For 2008, I started writing some kind of paranormal investigation story but didn't quite do it properly. I didn't really have a clue as to what was going to happen, who the characters were and then I ended up in a fairly cringeworthy sex-scene and it was just very bad. As it happened, in October, I had been looking up what it would cost to fly over to Sweden to see a friend, and as it turned out, the dates I tried showed "dirt cheap", so I decided to not just theorise about going, but actually going. Together, we embarked on a project together, and it's not exactly kosher if you play strictly by NaNo's self-imposing rules. You're not supposed to write together, and you're supposed to start something new. Well, we did write together and while we started several new storylines, it was not a new story as such. We roleplayed our way through November, basically. In the end, we managed to get a grand total of 103,113 words validated (of which my input seems to have been jotted down as 51,557), and we moved lightyears ahead on that particular plotline in the roleplaying game. And we had heaps of fun too.

What do you get if you take a Slytherin student
and let her fall in love with her Divination professor?
And let him overcome his morals and fall in love with her too?
A whole lot of pink, fluffy awesomeness, that's what! :D

In 2009, we had just moved into a new house, and I was busy trying to keep up with my psychology studies, so the idea I started writing didn't get very far. In fact, I didn't even remember participating last year, until I found a folder on my desktop revealing a few, puny Word files. Needless to say, I didn't get very far at all and gave up fairly quickly. Still an interesting concept, but I need to work out the details before I can actually write about it, I reckon.

For 2010, I have my work cut out. The modern day Jane Eyre I've posted about before, is part of it. For this year, I'm mad enough to do two. The one that will be my official NaNo project is the modern take on Jane Eyre. My secondary project is a re-run of 2008 - I've teamed up with my bestest friend again to continue the plot we have begun. In fact, we've started by continuing on some plotlines we began writing on in the summer of 2009 but which have been put in hiatus for a bit.

So far, primary project is going swimmingly. Day 1 ended with 2528 words, except when I tried to enter that on the site, the site had crashed, so it shows up as I wrote nothing yesterday. Sigh. Can't say that chapter one is particularly interesting, but it does take Modern Jane from Sweden to Modern Thornfield, where she meets Modern Mrs. Fairfax. It needs padding, I'd say. Not so much padding, but fleshing out - need more descriptions of scenery and that sort of thing. One thing at a time.

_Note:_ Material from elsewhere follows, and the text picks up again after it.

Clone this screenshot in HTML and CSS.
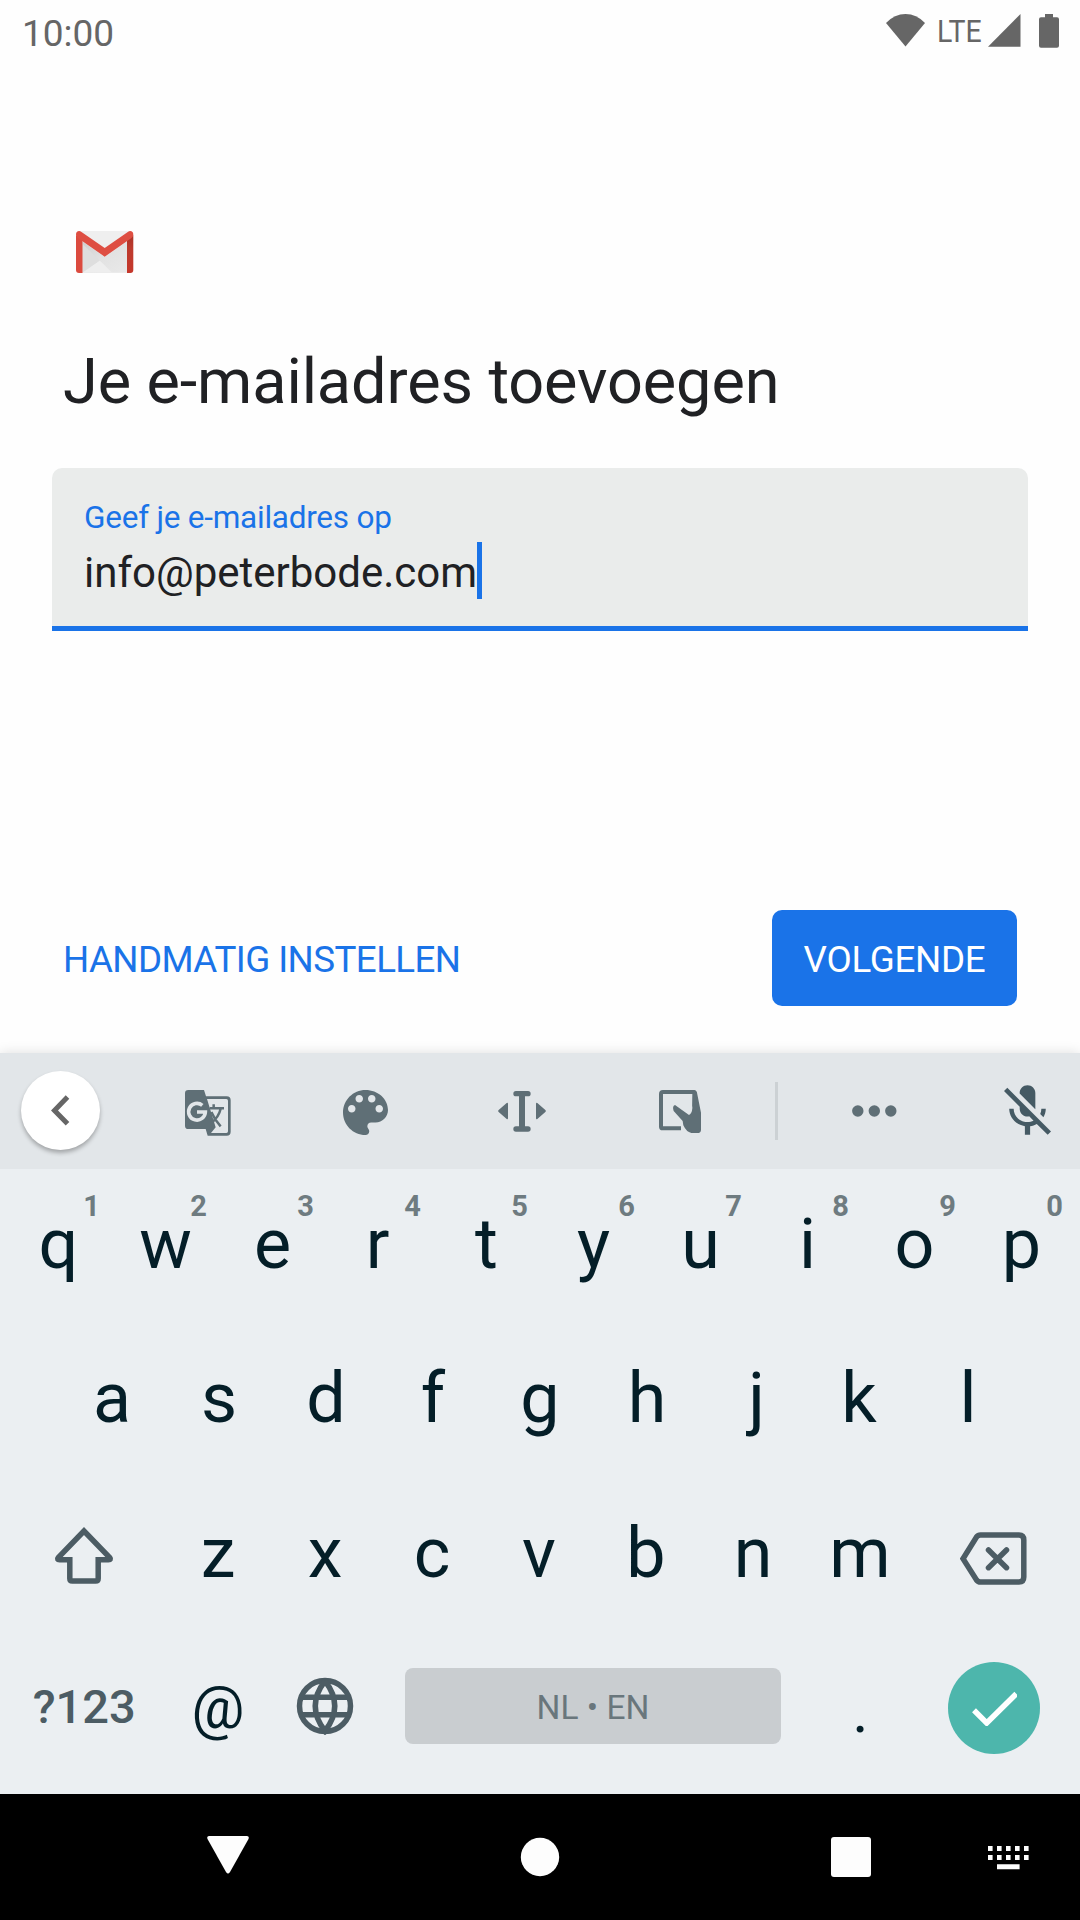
FILE: index.html
```html
<!DOCTYPE html>
<html lang="nl">
<head>
<meta charset="utf-8">
<title>Je e-mailadres toevoegen</title>
<link rel="stylesheet" href="styles.css">
</head>
<body>
<div class="screen">
  <header class="status">
    <span class="clock">10:00</span>
    <div class="status-icons">
      <svg class="wifi" width="39" height="33" viewBox="0 0 39 33"><path d="M0 9Q8.500 0 19.500 0T39 9L19.500 32.500Z"/></svg>
      <span class="network">LTE</span>
      <svg class="signal" width="33" height="33" viewBox="0 0 33 33"><path d="M32.500 0V32.700H0Z"/></svg>
      <svg class="battery" width="20" height="34" viewBox="0 0 20 34"><path d="M6 0H14V3.300H18Q20 3.300 20 5.300V31.700Q20 33.700 18 33.700H2Q0 33.700 0 31.700V5.300Q0 3.300 2 3.300H6Z"/></svg>
    </div>
  </header>

  <main class="setup">
    <svg class="gmail" width="58" height="42" viewBox="0 0 58 42">
      <defs>
        <linearGradient id="rightBar" x1="0" y1="0" x2="0" y2="1"><stop offset="0" stop-color="#a93227"/><stop offset=".35" stop-color="#bd3a2d"/><stop offset="1" stop-color="#c5372b"/></linearGradient>
        <linearGradient id="fold" x1="0" y1="0" x2="1" y2="1"><stop offset="0" stop-color="#cfcfcf"/><stop offset=".5" stop-color="#e2e2e2"/><stop offset="1" stop-color="#e9e9e9"/></linearGradient>
      </defs>
      <path d="M3 0H54.500V42H3Z" fill="#efefef"/>
      <path d="M6.500 10.500L28.700 26L51 10.500V41.500H6.500Z" fill="url(#fold)"/>
      <path d="M6.500 41.500L23.700 29.500L36 41.500Z" fill="#eeeeee"/>
      <path d="M6.500 13L23.700 29.500L6.500 41.500Z" fill="#dedede"/>
      <path d="M0 4L6.500 9V42H3Q0 42 0 39Z" fill="#db4a3e"/>
      <path d="M57.300 4L51 9V42H54.300Q57.300 42 57.300 39Z" fill="url(#rightBar)"/>
      <path d="M0 3.500Q0 0 3.200 0Q4.200 0 5.500 1L28.700 17L51.800 1Q53.100 0 54.100 0Q57.300 0 57.300 3.500Q57.300 5.500 55.500 7L28.700 25.700L1.800 7Q0 5.500 0 3.500Z" fill="#de4e42"/>
    </svg>
    <h1 class="title">Je e-mailadres toevoegen</h1>
    <div class="field">
      <span class="field-label">Geef je e-mailadres op</span>
      <div class="field-value"><span>info@peterbode.com</span><i class="caret"></i></div>
    </div>
    <div class="actions">
      <span class="manual">HANDMATIG INSTELLEN</span>
      <span class="next">VOLGENDE</span>
    </div>
  </main>

  <section class="keyboard">
    <div class="toolbar">
      <div class="back"><svg width="19" height="31" viewBox="0 0 19 31"><path d="M16.500 2L3.500 15.400L16.500 28.800" fill="none" stroke="#666" stroke-width="5"/></svg></div>
      <svg class="translate" width="46" height="46" viewBox="0 0 138 138">
        <path d="M10 0H57L63 19H125Q137 19 137 31V125Q137 137 125 137H68L62 117H10Q0 117 0 107V10Q0 0 10 0Z"/>
        <path d="M66 27H124Q129 27 129 32V124Q129 129 124 129H78L92 112Z" fill="#e2e6e9"/>
        <path d="M52 46A25 25 0 1 0 61 66H36" fill="none" stroke="#e2e6e9" stroke-width="11"/>
        <path d="M74 55H117M86 43V55M107 56Q101 82 79 98M79 66Q88 88 107 109" fill="none" stroke="#5f6f76" stroke-width="7.500"/>
      </svg>
      <svg class="palette" width="45" height="45" viewBox="3 3 18 18"><path d="M12 3c-4.970 0-9 4.030-9 9s4.030 9 9 9c.830 0 1.500-.670 1.500-1.500 0-.390-.150-.740-.390-1.010-.230-.260-.380-.610-.380-.990 0-.830.670-1.500 1.500-1.500H16c2.760 0 5-2.240 5-5 0-4.420-4.030-8-9-8zm-5.500 9c-.830 0-1.500-.670-1.500-1.500S5.670 9 6.500 9 8 9.670 8 10.500 7.330 12 6.500 12zm3-4C8.670 8 8 7.330 8 6.500S8.670 5 9.500 5s1.500.670 1.500 1.500S10.330 8 9.500 8zm5 0c-.830 0-1.500-.670-1.500-1.500S13.670 5 14.500 5s1.500.670 1.500 1.500S15.330 8 14.500 8zm3 4c-.830 0-1.500-.670-1.500-1.500S16.670 9 17.500 9s1.500.670 1.500 1.500-.670 1.500-1.500 1.500z"/></svg>
      <svg class="cursor" width="48" height="41" viewBox="0 0 144 123">
        <path d="M26 36Q30 34 30 39V81Q30 86 26 84L2 63Q-1 60 2 57ZM118 36Q114 34 114 39V81Q114 86 118 84L142 63Q145 60 142 57Z"/>
        <path d="M54 8H90M54 114H90" fill="none" stroke="#5f6f76" stroke-width="16" stroke-linecap="round"/><path d="M63 8H81V114H63Z"/>
      </svg>
      <svg class="one-hand" width="42" height="43" viewBox="0 0 126 129">
        <path d="M66 115H11Q6 115 6 110V12Q6 6 12 6H102Q108 6 108 12L106 50" fill="none" stroke="#5f6f76" stroke-width="12"/>
        <path d="M100 0H105Q112 0 114 8L126 68V119Q126 129 115 129H97Q82 126 73 106L71 93L44 63Q39 48 48 45L90 75Q99 70 100 55Z"/>
      </svg>
      <i class="divider"></i>
      <svg class="more" width="45" height="12" viewBox="0 0 45 12"><circle cx="5.800" cy="6" r="5.700"/><circle cx="22.300" cy="6" r="5.700"/><circle cx="38.800" cy="6" r="5.700"/></svg>
      <svg class="mic" width="47" height="50" viewBox="3 2 18 19"><path d="M19 11h-1.700c0 .740-.160 1.430-.430 2.050l1.230 1.230c.560-.980.900-2.090.900-3.280zm-4.020.170c0-.060.020-.110.020-.170V5c0-1.660-1.340-3-3-3S9 3.340 9 5v.180l5.980 5.990zM4.270 3L3 4.270l6.010 6.010V11c0 1.660 1.330 3 2.990 3 .220 0 .440-.030.650-.080l1.660 1.660c-.710.330-1.500.520-2.310.520-2.760 0-5.300-2.100-5.300-5.100H5c0 3.410 2.720 6.230 6 6.720V21h2v-3.280c.910-.130 1.770-.450 2.540-.900L19.730 21 21 19.730 4.270 3z"/></svg>
    </div>

    <div class="keys row-top">
      <span class="key">q<sup class="hint">1</sup></span><span class="key">w<sup class="hint">2</sup></span><span class="key">e<sup class="hint">3</sup></span><span class="key nudge-left">r<sup class="hint">4</sup></span><span class="key">t<sup class="hint">5</sup></span><span class="key">y<sup class="hint">6</sup></span><span class="key">u<sup class="hint">7</sup></span><span class="key">i<sup class="hint">8</sup></span><span class="key">o<sup class="hint">9</sup></span><span class="key">p<sup class="hint">0</sup></span>
    </div>
    <div class="keys row-home">
      <span class="key">a</span><span class="key">s</span><span class="key">d</span><span class="key">f</span><span class="key">g</span><span class="key">h</span><span class="key nudge-right">j</span><span class="key nudge-left">k</span><span class="key">l</span>
    </div>
    <div class="keys row-shift">
      <span class="key wide"><svg class="shift" width="60" height="60" viewBox="55 1524 60 60"><path d="M85 1531L59.300 1557.500Q57.500 1559.700 60.500 1559.700H70.800V1578.500Q70.800 1581 73.300 1581H96.700Q99.200 1581 99.200 1578.500V1559.700H109.500Q112.500 1559.700 110.700 1557.500Z"/></svg></span>
      <span class="key">z</span><span class="key">x</span><span class="key">c</span><span class="key">v</span><span class="key">b</span><span class="key">n</span><span class="key">m</span>
      <span class="key wide"><svg class="backspace" width="67" height="54" viewBox="960 1532 67 54"><path d="M963 1558.700L976.500 1537Q978 1535 980.500 1535H1019Q1023.800 1535 1023.800 1540V1577Q1023.800 1582 1019 1582H980.500Q978 1582 976.500 1580ZM988.500 1550L1006.500 1567.700M1006.500 1550L988.500 1567.700"/></svg></span>
    </div>
    <div class="keys row-space">
      <span class="key wide symbols">?123</span>
      <span class="key at">@</span>
      <span class="key"><svg class="globe" width="58" height="58" viewBox="296 1677 58 58"><circle cx="325" cy="1706" r="25.500"/><path d="M301 1697.300H349M301 1714.700H349M325 1681Q305.500 1706 325 1731Q344.500 1706 325 1681"/></svg></span>
      <span class="space">NL • EN</span>
      <span class="key dot">.</span>
      <span class="key wide"><span class="enter"><svg width="46" height="36" viewBox="971 1690 46 36"><path d="M974 1710.300L986.700 1723L1016.300 1693.700"/></svg></span></span>
    </div>
  </section>

  <nav class="navbar">
    <svg class="nav-back" width="42" height="38" viewBox="0 0 42 38"><path d="M2 0H40Q42.500 0 41.500 3L23 36Q21 39 19 36L.500 3Q-.500 0 2 0Z"/></svg>
    <svg class="nav-home" width="40" height="40" viewBox="0 0 40 40"><circle cx="20" cy="20" r="19.200"/></svg>
    <svg class="nav-recent" width="40" height="40" viewBox="0 0 40 40"><rect width="40" height="40" rx="3"/></svg>
    <svg class="nav-keyboard" width="41" height="24" viewBox="0 0 41 24"><path d="M0 0h4.600v5H0zM9 0h4.600v5H9zM18 0h4.600v5H18zM27 0h4.600v5H27zM36 0h4.600v5H36zM0 9h4.600v5H0zM9 9h4.600v5H9zM18 9h4.600v5H18zM27 9h4.600v5H27zM36 9h4.600v5H36zM9 18.300h22.600v5H9z"/></svg>
  </nav>
</div>
</body>
</html>
```
FILE: styles.css
```css
* { box-sizing: border-box; }

body {
  margin: 0;
  font-family: Roboto, "Liberation Sans", sans-serif;
  background: #fefefe;
}

svg { display: block; flex: none; }

.screen {
  width: 1080px;
  height: 1920px;
  display: flex;
  flex-direction: column;
  overflow: hidden;
}

/* Status bar */
.status {
  height: 67px;
  padding: 0 21px 0 22px;
  display: flex;
  justify-content: space-between;
  color: #666;
  line-height: 67px;
}
.clock { font-size: 37px; }
.status-icons {
  display: flex;
  align-items: flex-start;
  padding-top: 14px;
  fill: #666;
}
.network {
  width: 48px;
  margin-left: 12px;
  font-size: 32px;
  line-height: 34px;
  transform: scaleX(.89);
  transform-origin: left;
}
.signal { margin-left: 3px; }
.battery { margin-left: 18px; }

/* Account setup form */
.setup {
  height: 986px;
  display: flex;
  flex-direction: column;
}
.gmail { margin: 164px 0 0 76px; }
.title {
  margin: 69px 0 0 63px;
  font-size: 63px;
  font-weight: 400;
  line-height: 80px;
  letter-spacing: -.1px;
  color: #202124;
}
.field {
  height: 163px;
  margin: 46px 52px 0;
  padding: 30px 32px 0;
  border-bottom: 5px solid #1a73e8;
  border-radius: 10px 10px 0 0;
  background: #eaeceb;
}
.field-label {
  display: block;
  font-size: 31.5px;
  line-height: 40px;
  letter-spacing: -.24px;
  color: #1a73e8;
}
.field-value {
  display: flex;
  margin-top: 4px;
  font-size: 42px;
  line-height: 61px;
  color: #202124;
}
.caret {
  width: 5px;
  height: 57px;
  background: #1a73e8;
}
.actions {
  display: flex;
  justify-content: space-between;
  margin: 279px 63px 0 63px;
  font-size: 36.750px;
  line-height: 100px;
}
.manual { color: #1a73e8; letter-spacing: -.58px; }
.next {
  width: 245px;
  height: 96px;
  border-radius: 10px;
  background: #1a73e8;
  color: #fff;
  letter-spacing: -.3px;
  text-align: center;
}

/* Keyboard */
.keyboard {
  height: 741px;
  background: #ebeff2;
  box-shadow: 0 0 12px rgba(0, 0, 0, .13);
  color: #041e28;
}
.toolbar {
  height: 116px;
  display: flex;
  align-items: center;
  padding-left: 21px;
  background: #e2e6e9;
  fill: #5f6f76;
}
.back {
  width: 79px;
  height: 79px;
  display: flex;
  align-items: center;
  justify-content: center;
  margin-bottom: 1px;
  border-radius: 50%;
  background: #fff;
  box-shadow: 0 3px 4px rgba(0, 0, 0, .28);
}
.translate { margin: 4px 0 0 85px; }
.palette { margin: 2px 0 0 112px; }
.cursor { margin-left: 110px; }
.one-hand { margin-left: 113px; }
.divider {
  width: 3px;
  height: 58px;
  margin-left: 74px;
  background: #ccd1d4;
}
.more { margin-left: 74px; }
.mic {
  margin: -3px 0 0 107px;
  fill: #455a64;
}

.keys { display: flex; }
.row-top { height: 150px; line-height: 150px; padding: 0 5px; }
.row-home { height: 158px; line-height: 158px; padding: 0 58.500px; }
.row-shift { height: 152px; line-height: 152px; padding: 0 4px; }
.row-space { height: 155px; line-height: 155px; padding: 0 4px; }
.key {
  position: relative;
  width: 107px;
  display: flex;
  align-items: center;
  justify-content: center;
  font-size: 70px;
}
.nudge-left { padding-right: 4px; }
.nudge-right { padding-left: 5px; }
.wide { width: 160.500px; }
.hint {
  position: absolute;
  top: 20px;
  right: 12px;
  font-size: 29px;
  font-weight: 700;
  line-height: 34px;
  color: #6e7b80;
}
.key svg {
  fill: none;
  stroke: #4c5c64;
  stroke-width: 5.500;
}
.key .shift { margin-top: 2px; }
.key .backspace { stroke-linecap: round; margin-top: 11px; }
.key .globe { margin-bottom: 1px; }
.symbols { font-size: 47px; font-weight: 500; color: #4c5c64; }
.at { font-size: 59px; padding-top: 2px; }
.dot { font-size: 62px; padding-top: 7px; }
.space {
  width: 376px;
  height: 76px;
  margin: 39px 26px 0 26.500px;
  border-radius: 8px;
  background: #c9cdd0;
  color: #69767c;
  font-size: 33.500px;
  line-height: 79px;
  text-align: center;
}
.enter {
  width: 92px;
  height: 92px;
  display: flex;
  align-items: center;
  justify-content: center;
  margin-top: 3px;
  border-radius: 50%;
  background: #4db6ac;
}
.key .enter svg { stroke: #fff; }

/* System navigation */
.navbar {
  height: 126px;
  display: flex;
  align-items: center;
  padding-left: 207px;
  background: #000;
  fill: #fdfdfd;
}
.nav-back { margin-top: -4px; }
.nav-home,
.nav-recent { margin-left: 271px; }
.nav-keyboard { margin: 1px 0 0 116.500px; }
```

Even though I have written 2800-ish words just on the subject of Modern Jane meeting Modern Rochester for the first time, the plan is not to cheat, but to try and re-write it. I was limited to how many words I could write at the time, but here, there is no upper limit, so I can do it properly. Actually, I should post that and not just the two parts I posted before, which were second drafts, rather than the one-part third draft, which is a definite improvement.

Secondary project is slower, but that's partially down to not having written anything of that ilk for about a year so am a bit rusty. Partially also down to the three-ish threads we've got going at the moment were all waiting for my writing partner to respond, and she's busy with uni work so doesn't have as much time to write, and I can't continue those threads as it's not my turn. (She writes her character, I write mine.) We only managed 1205 (out of 3334) words yesterday, but hopefully we can make up for some lost ground when her project is finished and she has more time. :) Today, we're on 1096 and it's only just about mid-day. But yeah, I'm not too bothered if we don't make 100k. We do have lives to live as well! (Allegedly, I might add.)

And if you mix in the Divination professor's Durmstrang counterpart,
and let her be the mother he never had, it gets even better. ;)

On the plus side, the character I'm writing there, just happens to look a LOT like Richard Armitage, and considering it's a love story, it's not like either of us is lacking the impetus to write. She because her character gets to be romanced by a brooding Richard Armitage with a Belfast accent, me because I in order to write about him, get to imagine a brooding Richard Armitage with a Belfast accent doing my bidding. And, on memorable occasions, doing so without clothing on. One could do worse. ;)

Anyone else out there doing NaNoWriMo this year, or have done in the past? What are you writing about and how's it coming along? :)

Comments

  1. Oh, good luck with your NaNo projects, they sound like a great deal of fun!